In 2006, Brissia participated in the Telemundo reality singing competition Quinceañera: Mamá Quiero Ser Artista in the United States. On the show, she competed with female teenage singers from across Latin American and the US, including pre American Idol alum Allison Iraheta for the main prize of $50,000 and a recording contract. Brissia finished in second place with Iraheta taking the grand prize.

In 2007, she took part in a reality show called Buscando a Timbiriche, La Nueva Banda. She selected as the first member of the band. She sang the first song on their album, along with teammate Eduardo. Brissia left the band in 2009 to pursue a solo career. In 2011, Brissia was cast in a lead role in the Mexican theatre production of Hairspray with friend and former La Nueva Banda bandmate, Eduardo Brito. The pair were invited to perform at festivals throughout Mexico in late 2010. In August 2011, Brissia was cast in an episode of the Mexican television series, Como Dice El Dicho. The episode aired in September 2011. This appearance marked her debut appearance as an actress as well as her first television appearance since Buscando a Timbiriche, La Nueva Banda.

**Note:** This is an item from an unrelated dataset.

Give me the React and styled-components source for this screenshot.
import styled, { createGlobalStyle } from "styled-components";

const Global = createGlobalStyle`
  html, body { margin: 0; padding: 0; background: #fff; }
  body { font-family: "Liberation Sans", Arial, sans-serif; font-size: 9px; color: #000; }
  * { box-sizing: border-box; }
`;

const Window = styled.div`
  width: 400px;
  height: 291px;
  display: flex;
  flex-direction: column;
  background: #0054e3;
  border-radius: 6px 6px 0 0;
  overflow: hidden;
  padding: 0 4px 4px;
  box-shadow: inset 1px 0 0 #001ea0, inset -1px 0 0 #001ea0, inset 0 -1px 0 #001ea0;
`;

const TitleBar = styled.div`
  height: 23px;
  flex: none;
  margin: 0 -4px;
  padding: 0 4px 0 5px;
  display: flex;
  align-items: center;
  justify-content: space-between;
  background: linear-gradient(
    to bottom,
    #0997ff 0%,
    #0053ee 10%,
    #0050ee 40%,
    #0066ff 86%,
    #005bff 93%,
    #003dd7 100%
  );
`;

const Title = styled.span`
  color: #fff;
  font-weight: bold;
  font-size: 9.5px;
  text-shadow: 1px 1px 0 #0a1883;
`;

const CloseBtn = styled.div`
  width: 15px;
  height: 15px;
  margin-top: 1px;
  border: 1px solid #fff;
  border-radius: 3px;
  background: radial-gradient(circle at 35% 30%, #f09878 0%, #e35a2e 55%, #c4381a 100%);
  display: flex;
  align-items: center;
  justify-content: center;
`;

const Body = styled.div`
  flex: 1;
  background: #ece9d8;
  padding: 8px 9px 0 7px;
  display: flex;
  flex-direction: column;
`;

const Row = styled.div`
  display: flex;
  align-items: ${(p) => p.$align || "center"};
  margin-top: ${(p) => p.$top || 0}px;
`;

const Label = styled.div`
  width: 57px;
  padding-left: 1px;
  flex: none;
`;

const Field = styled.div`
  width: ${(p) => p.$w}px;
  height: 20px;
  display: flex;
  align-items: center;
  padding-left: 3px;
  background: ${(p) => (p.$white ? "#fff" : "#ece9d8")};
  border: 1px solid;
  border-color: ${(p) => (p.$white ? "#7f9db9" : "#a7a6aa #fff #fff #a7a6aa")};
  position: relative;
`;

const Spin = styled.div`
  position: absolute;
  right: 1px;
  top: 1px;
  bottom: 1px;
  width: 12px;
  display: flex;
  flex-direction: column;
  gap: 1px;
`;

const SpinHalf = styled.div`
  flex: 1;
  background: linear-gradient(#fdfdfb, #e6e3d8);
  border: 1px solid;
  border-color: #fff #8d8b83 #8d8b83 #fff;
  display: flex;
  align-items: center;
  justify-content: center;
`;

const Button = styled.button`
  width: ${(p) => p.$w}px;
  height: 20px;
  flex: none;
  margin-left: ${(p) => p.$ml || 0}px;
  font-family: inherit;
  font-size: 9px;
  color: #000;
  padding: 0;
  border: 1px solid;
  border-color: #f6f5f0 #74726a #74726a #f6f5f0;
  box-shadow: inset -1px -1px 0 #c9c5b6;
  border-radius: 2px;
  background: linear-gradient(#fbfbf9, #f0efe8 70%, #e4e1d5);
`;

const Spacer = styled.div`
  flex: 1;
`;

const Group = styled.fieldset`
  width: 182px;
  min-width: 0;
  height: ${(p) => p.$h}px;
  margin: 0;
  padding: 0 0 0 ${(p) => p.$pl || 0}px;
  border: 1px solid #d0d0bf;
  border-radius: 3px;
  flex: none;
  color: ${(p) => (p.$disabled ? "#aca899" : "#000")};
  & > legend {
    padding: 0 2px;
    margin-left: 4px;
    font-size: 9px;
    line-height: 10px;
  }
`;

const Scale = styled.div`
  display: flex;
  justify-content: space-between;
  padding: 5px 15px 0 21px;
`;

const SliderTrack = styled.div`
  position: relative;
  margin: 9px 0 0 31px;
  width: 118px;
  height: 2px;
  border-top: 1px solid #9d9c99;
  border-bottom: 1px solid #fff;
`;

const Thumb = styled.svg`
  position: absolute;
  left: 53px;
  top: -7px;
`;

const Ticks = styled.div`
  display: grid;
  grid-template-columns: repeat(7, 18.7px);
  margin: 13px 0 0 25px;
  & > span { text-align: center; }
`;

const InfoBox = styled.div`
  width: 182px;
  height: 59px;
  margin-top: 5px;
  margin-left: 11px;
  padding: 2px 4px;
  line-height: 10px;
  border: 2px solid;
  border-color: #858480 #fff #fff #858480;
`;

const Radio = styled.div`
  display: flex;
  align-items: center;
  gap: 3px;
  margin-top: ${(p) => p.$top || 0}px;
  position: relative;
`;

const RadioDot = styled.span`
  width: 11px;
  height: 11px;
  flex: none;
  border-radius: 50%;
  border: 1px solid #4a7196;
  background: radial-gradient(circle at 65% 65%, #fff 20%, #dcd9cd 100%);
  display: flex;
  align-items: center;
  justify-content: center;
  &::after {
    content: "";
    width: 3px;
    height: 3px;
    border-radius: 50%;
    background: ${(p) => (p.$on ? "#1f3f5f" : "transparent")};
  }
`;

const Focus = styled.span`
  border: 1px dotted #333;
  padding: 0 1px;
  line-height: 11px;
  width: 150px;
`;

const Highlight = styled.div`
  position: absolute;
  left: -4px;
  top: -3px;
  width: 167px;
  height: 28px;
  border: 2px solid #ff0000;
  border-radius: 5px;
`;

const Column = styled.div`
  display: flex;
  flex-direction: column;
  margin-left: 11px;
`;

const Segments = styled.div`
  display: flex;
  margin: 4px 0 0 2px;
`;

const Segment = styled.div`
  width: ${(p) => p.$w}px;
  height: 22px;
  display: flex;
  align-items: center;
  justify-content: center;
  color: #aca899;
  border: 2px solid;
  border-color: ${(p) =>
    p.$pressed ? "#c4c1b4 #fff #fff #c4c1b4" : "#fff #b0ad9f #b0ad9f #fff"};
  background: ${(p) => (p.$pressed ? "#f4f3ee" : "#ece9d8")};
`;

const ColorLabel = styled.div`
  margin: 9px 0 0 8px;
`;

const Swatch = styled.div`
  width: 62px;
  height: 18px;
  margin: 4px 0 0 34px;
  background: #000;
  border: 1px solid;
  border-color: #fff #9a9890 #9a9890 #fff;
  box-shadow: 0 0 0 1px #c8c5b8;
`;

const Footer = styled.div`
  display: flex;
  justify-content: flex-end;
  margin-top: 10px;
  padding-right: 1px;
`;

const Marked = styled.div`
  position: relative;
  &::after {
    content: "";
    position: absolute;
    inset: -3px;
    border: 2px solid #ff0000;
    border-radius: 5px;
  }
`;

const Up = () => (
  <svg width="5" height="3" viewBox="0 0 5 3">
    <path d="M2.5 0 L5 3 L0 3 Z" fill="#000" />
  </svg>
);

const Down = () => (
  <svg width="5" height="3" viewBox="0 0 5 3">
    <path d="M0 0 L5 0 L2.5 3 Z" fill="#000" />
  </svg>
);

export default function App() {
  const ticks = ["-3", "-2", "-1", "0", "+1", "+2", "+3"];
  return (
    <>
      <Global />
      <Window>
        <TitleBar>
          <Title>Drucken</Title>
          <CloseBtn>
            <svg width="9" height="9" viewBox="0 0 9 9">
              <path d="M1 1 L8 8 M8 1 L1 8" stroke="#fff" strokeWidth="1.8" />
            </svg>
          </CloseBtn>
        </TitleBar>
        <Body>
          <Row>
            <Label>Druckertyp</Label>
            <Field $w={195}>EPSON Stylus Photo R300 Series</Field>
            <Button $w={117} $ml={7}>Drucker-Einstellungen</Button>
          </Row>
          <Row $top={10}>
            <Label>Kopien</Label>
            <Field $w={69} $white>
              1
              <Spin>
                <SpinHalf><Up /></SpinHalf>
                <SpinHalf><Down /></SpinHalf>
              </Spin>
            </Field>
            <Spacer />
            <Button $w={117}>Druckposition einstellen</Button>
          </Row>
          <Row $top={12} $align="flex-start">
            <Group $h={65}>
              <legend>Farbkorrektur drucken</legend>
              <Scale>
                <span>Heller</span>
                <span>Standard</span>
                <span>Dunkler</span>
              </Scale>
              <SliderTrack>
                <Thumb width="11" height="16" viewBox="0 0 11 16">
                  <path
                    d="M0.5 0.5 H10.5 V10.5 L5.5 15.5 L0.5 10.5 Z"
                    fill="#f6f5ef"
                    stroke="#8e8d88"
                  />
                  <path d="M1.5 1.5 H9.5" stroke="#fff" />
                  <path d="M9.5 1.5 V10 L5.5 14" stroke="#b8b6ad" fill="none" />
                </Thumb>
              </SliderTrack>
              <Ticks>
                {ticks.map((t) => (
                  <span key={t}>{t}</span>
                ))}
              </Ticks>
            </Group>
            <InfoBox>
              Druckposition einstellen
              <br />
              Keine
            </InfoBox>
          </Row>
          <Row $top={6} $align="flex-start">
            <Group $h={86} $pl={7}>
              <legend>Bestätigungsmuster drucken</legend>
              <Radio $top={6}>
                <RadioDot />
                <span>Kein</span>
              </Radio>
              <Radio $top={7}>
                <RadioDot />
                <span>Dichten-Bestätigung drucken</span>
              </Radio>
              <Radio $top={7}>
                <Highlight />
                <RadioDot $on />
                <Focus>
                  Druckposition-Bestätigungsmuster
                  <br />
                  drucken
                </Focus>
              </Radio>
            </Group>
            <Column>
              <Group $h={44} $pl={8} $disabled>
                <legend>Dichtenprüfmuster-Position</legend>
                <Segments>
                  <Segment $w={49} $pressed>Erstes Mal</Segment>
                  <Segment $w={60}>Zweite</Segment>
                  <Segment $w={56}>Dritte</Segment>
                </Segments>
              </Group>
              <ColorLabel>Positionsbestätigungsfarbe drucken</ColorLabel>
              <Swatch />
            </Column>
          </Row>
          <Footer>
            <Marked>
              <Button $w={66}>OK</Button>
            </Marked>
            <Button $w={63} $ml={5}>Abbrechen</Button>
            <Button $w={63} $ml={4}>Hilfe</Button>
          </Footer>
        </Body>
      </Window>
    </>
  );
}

In 2013, Brissia posed for Playboy Mexico magazine in the January issue. In 2021, she appeared as a contestant on Survivor Mexico. The show was filmed in the Dominican Republic. The competition aired in Mexico and ended its run in August 2021. She was the fifth contestant eliminated from the show. She appeared as a vocalist on the reality singing competition, Quiero Cantar, which aired on TV Azteca in Mexico in 2021. She contracted COVID-19 during the taping of Quiero Cantar and was temporarily removed from the competition until she tested negative for the virus.

==Personal life==
She was raised by her mother and maternal grandmother. Her father was not involved in her upbringing. She suffered from bullying during her childhood due to her artistic career aspirations. She is a supporter of LGBTQ rights and dedicated her 2013 Playboy Mexico photos to the gay and lesbian community in Mexico, who were bullied. Shortly after winning a spot in La Nueva Banda Timbiriche, Brissia began dating César D'Alessio, son of Mexican singer and actress Lupita D'Alessio. The couple split up in 2010. She resides in Mexico City.

== Discography ==
- La Nueva Banda Timbiriche (2007)

===Singles ===

- Tú, tú, tú (2008)

- Aunque Digas (2009)
- Sales: 85,000

==Filmography==
===Theatre===
- 2010: Hairspray (Mexican version)

====Television====
- 2011: Como dice el dicho ('El Que Es Buen Gallo Donde Quiera Canta') as Mayte.